An investment in the Fund is not a deposit of a bank and is not insured or guaranteed by the Federal Deposit Insurance Corporation or any other government agency.
Annual Total Returns
The following bar chart and table are intended to help you understand the risks of investing in the Fund. The bar chart shows how the performance of the Fund‘s Investor Shares has varied from one calendar year to another over the periods shown. The table shows how the average annual total returns of the share classes presented compare with those of a relevant market index, which has investment characteristics similar to those of the Fund. Keep in mind that the Fund’s past performance (before and after taxes) does not indicate how the Fund will perform in the future. Updated performance information is available on our website at vanguard.com/performance or by calling Vanguard toll-free at 800-662-7447.
Annual Total Returns — Vanguard Short-Term Tax-Exempt Fund Investor Shares
Bar Chart
During the periods shown in the bar chart, the highest return for a calendar quarter was 1.43% (quarter ended December 31, 2008), and the lowest return for a quarter was –0.34% (quarter ended June 30, 2013).

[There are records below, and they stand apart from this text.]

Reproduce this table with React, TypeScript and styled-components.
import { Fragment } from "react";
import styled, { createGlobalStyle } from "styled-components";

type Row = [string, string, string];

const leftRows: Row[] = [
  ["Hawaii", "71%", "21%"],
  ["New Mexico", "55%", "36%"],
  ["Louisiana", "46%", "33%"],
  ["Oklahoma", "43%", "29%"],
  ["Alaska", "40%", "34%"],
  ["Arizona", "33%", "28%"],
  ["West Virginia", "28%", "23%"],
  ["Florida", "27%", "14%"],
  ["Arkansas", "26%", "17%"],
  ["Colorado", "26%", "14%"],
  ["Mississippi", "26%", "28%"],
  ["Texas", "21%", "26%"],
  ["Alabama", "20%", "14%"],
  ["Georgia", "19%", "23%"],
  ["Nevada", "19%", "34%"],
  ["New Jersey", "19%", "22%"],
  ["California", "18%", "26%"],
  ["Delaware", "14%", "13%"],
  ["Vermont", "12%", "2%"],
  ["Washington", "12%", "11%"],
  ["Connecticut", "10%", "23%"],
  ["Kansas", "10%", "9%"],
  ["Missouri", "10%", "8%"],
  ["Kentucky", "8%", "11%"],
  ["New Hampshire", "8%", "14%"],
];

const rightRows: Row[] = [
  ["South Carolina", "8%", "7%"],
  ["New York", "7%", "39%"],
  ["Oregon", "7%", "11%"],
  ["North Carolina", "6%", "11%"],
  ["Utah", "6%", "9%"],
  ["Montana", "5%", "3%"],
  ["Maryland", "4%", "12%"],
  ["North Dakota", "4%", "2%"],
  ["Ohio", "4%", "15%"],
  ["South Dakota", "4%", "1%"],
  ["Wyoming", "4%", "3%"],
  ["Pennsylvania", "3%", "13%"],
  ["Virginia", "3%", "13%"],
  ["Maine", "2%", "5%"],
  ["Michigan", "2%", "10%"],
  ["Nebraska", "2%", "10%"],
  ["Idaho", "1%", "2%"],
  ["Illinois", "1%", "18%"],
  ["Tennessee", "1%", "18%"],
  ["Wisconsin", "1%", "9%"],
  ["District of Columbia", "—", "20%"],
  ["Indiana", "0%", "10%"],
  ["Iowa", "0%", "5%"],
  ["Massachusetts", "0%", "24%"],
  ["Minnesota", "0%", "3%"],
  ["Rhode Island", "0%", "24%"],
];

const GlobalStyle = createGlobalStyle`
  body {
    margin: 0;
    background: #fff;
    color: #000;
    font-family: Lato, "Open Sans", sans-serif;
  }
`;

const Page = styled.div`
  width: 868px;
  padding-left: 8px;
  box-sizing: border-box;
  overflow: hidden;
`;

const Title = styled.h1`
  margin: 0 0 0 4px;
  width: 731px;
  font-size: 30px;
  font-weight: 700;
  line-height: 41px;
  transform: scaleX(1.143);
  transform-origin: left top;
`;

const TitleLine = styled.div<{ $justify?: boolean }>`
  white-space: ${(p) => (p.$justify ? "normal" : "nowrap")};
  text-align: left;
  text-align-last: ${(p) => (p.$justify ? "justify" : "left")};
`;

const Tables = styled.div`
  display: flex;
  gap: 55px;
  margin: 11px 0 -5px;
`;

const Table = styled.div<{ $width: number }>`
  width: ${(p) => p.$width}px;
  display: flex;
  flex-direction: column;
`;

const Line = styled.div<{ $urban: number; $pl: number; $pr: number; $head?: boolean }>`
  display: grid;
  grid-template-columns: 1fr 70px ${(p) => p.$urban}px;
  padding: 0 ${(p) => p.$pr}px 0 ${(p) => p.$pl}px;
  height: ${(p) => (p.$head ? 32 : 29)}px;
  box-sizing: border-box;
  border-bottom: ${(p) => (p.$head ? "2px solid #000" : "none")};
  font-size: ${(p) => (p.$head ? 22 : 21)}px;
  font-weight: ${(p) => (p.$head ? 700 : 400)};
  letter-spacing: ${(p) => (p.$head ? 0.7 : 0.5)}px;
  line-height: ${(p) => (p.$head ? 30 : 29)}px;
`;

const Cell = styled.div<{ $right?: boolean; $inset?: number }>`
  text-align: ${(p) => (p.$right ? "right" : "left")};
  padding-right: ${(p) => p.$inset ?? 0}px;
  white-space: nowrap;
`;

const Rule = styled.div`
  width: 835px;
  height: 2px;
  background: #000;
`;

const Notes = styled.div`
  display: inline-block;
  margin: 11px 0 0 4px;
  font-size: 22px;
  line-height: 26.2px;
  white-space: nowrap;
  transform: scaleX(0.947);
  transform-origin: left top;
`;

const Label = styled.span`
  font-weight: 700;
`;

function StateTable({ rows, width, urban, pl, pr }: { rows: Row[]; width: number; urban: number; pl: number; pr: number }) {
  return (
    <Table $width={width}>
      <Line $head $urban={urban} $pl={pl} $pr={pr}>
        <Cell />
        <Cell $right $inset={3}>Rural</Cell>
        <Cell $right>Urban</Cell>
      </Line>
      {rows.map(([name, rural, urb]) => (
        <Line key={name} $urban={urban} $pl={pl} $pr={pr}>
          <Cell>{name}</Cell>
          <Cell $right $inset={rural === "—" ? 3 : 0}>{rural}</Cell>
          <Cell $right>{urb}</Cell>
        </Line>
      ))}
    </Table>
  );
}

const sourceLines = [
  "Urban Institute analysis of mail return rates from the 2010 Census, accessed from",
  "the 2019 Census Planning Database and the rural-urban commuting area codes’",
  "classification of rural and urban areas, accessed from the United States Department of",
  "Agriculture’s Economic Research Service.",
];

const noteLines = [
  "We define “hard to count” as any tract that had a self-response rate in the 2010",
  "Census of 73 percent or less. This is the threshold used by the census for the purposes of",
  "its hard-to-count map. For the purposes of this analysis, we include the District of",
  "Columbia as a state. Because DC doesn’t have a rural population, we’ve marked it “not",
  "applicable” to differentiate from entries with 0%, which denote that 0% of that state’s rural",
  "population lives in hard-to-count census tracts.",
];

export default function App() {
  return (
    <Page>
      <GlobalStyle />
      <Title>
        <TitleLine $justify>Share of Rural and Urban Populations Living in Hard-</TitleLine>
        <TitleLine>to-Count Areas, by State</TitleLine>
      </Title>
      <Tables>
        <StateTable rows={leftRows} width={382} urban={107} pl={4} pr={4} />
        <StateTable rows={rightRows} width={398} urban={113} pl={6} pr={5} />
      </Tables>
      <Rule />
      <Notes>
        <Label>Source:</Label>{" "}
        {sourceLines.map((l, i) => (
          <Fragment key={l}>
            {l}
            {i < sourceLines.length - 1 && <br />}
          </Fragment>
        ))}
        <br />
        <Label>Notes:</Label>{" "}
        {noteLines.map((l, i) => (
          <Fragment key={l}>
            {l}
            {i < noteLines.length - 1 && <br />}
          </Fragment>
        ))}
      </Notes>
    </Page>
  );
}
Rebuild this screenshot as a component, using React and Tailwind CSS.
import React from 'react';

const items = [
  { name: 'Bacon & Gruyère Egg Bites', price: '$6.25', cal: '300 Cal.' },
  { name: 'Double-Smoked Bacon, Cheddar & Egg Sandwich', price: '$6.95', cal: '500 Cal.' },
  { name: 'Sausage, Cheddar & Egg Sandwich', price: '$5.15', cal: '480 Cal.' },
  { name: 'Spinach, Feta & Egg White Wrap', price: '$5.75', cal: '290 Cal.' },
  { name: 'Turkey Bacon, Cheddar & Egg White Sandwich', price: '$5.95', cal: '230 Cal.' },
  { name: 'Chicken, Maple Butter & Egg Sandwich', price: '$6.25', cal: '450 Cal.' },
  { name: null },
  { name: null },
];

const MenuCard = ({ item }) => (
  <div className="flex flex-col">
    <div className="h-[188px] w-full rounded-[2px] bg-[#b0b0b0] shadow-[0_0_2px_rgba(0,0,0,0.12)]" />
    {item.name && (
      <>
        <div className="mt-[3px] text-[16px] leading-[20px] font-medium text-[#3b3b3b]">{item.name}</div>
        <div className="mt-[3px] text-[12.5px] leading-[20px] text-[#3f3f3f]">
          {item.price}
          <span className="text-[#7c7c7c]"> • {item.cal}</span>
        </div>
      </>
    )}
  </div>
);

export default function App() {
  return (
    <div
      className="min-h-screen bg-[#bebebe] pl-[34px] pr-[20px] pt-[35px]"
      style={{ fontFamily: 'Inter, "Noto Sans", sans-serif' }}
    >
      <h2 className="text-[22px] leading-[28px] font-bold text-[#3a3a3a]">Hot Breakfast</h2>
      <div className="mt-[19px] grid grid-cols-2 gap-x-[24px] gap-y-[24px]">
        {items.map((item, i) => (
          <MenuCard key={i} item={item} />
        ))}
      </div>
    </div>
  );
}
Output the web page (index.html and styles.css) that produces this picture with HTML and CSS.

Average Annual Total Returns for Periods Ended December 31, 2015
Average Annual Total Returns - Retail - Vanguard Short-Term Tax-Exempt Fund
1 Year
5 Years
10 Years
Investor Shares 0.45% 0.83% 1.93%
Investor Shares | Return After Taxes on Distributions 0.45% 0.83% 1.93%
Investor Shares | Return After Taxes on Distributions and Sale of Fund Shares 0.56% 0.85% 1.89%
Admiral Shares 0.53% 0.91% 2.01%
Barclays 1 Year Municipal Bond Index (reflects no deduction for fees, expenses, or taxes) 0.61% 0.88% 2.11%
Actual after-tax returns depend on your tax situation and may differ from those shown in the preceding table. When after-tax returns are calculated, it is assumed that the shareholder was in the highest individual federal marginal income tax bracket at the time of each distribution of income or capital gains or upon redemption. State and local income taxes are not reflected in the calculations. Please note that after-tax returns are shown only for the Investor Shares and may differ for each share class. After-tax returns are not relevant for a shareholder who holds fund shares in a tax-deferred account, such as an individual retirement account or a 401(k) plan. Also, figures captioned Return After Taxes on Distributions and Sale of Fund Shares may be higher than other figures for the same period if a capital loss occurs upon redemption and results in an assumed tax deduction for the shareholder.